I live in yorkshire and i can tell you fornightly collections for a average family of 6 simply does not and cannot work full stop. Over a period of 1-2 years i have paid the council hundreds of pounds to remove th excess green bin rubbish that builds up over the weeks. Every fortnight we have at the very least 4-5 black bags of green bin rubbish that cannot fit into the bin, eventually this builds up and up, and on average cost around £70- £120 to have the council remove it, a few timnes a year. Having no transport ( and if we did why would we polute it with rubbish ) we cannot go to the tip to remove it ourselves. Wouldn`t we be doing the councils job even if we did?! I`m wondering how many familys there are like us. I`ve lived in lancashire , inpaticular blackpool, ( a bin man is a bin man , the old fashioned hard working type ), not afraid of a bin lid half inch above its limit. These bin men work the aleet ways of blackpool removing anything in there path from wripped bin bags ( not in a bin ) to old cookers. Its a shame all bin rubbish collections aren`t done in the same fashion..



1

BrianW

Tuesday, August 23, 2011 at 06:19 PM

It is disturbing to note a report detailing joined up thinking can achieve 70% recycling when only 10 days ago we were informed that the Yorkshire Authorities claim polluting, inflexible and expensive incineration is the way to go for future waste disposal in the County.
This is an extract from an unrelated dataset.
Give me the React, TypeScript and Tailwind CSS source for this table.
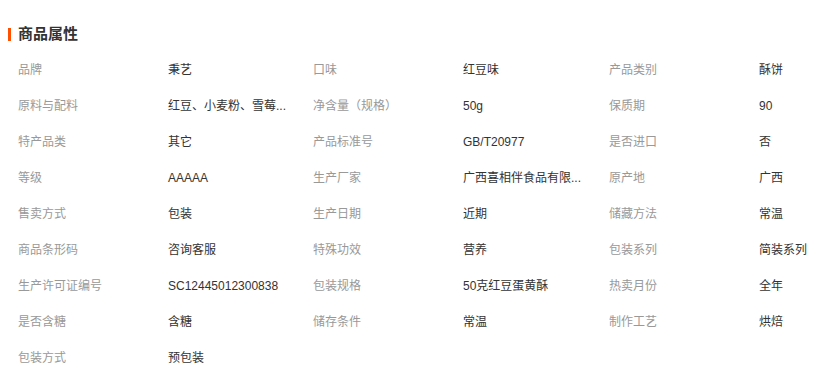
import React from "react";

const rows: [string, string, string, string, string, string][] = [
  ["品牌", "秉艺", "口味", "红豆味", "产品类别", "酥饼"],
  ["原料与配料", "红豆、小麦粉、雪莓...", "净含量（规格）", "50g", "保质期", "90"],
  ["特产品类", "其它", "产品标准号", "GB/T20977", "是否进口", "否"],
  ["等级", "AAAAA", "生产厂家", "广西喜相伴食品有限...", "原产地", "广西"],
  ["售卖方式", "包装", "生产日期", "近期", "储藏方法", "常温"],
  ["商品条形码", "咨询客服", "特殊功效", "营养", "包装系列", "简装系列"],
  ["生产许可证编号", "SC12445012300838", "包装规格", "50克红豆蛋黄酥", "热卖月份", "全年"],
  ["是否含糖", "含糖", "储存条件", "常温", "制作工艺", "烘焙"],
];

function Label({ children }: { children: React.ReactNode }) {
  return <div className="text-[#999999] whitespace-nowrap">{children}</div>;
}
function Value({ children }: { children: React.ReactNode }) {
  return <div className="text-[#333333] whitespace-nowrap">{children}</div>;
}

export default function App() {
  return (
    <div
      className="w-[834px] h-[380px] bg-white overflow-hidden"
      style={{ fontFamily: '"Liberation Sans", "Noto Sans CJK SC", sans-serif' }}
    >
      <div className="mt-[26px] ml-[8px] h-[16px] flex items-center">
        <span className="w-[3px] h-[13px] bg-[#ff5000]" />
        <span className="ml-[7px] text-[15px] leading-[16px] font-bold text-[#333333]">商品属性</span>
      </div>
      <div className="mt-[10px] ml-[18px] grid grid-cols-[150px_145px_150px_146px_150px_1fr] text-[12px] leading-[14px]">
        {rows.map((r, i) => (
          <React.Fragment key={i}>
            <div className="h-[36px] flex items-center"><Label>{r[0]}</Label></div>
            <div className="h-[36px] flex items-center"><Value>{r[1]}</Value></div>
            <div className="h-[36px] flex items-center"><Label>{r[2]}</Label></div>
            <div className="h-[36px] flex items-center"><Value>{r[3]}</Value></div>
            <div className="h-[36px] flex items-center"><Label>{r[4]}</Label></div>
            <div className="h-[36px] flex items-center"><Value>{r[5]}</Value></div>
          </React.Fragment>
        ))}
        <div className="h-[36px] flex items-center"><Label>包装方式</Label></div>
        <div className="h-[36px] flex items-center"><Value>预包装</Value></div>
      </div>
    </div>
  );
}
It is surely time for a full enquiry into Yorkshire’s approach to the waste challenge. The Sheffield incineratorEFW operating experience highlights failure to embrace waste reality with current required import of feedstock with transport impact to compensate for reducing waste availability locally. The inability of East Riding to utilise potential of waste illustrates fundamental problems in application of due diligence. I note on large Local Authority controlled caravan sites a single token waste paper disposal point with a number of general bins around the site which encourages contamination of recyclable material.We are aware recycling paper brings 70% gain over burning to provide energy plus recycling minimises pollution impact. With the knowledge that 70% recycling is achievable why are the Authorities so determined to ignore superior , preferred waste streaming and waste cash on expensive burning processes causing deliberate air quality degradation? Where are joined up thinking, due diligence and duty of care when we need them most ?.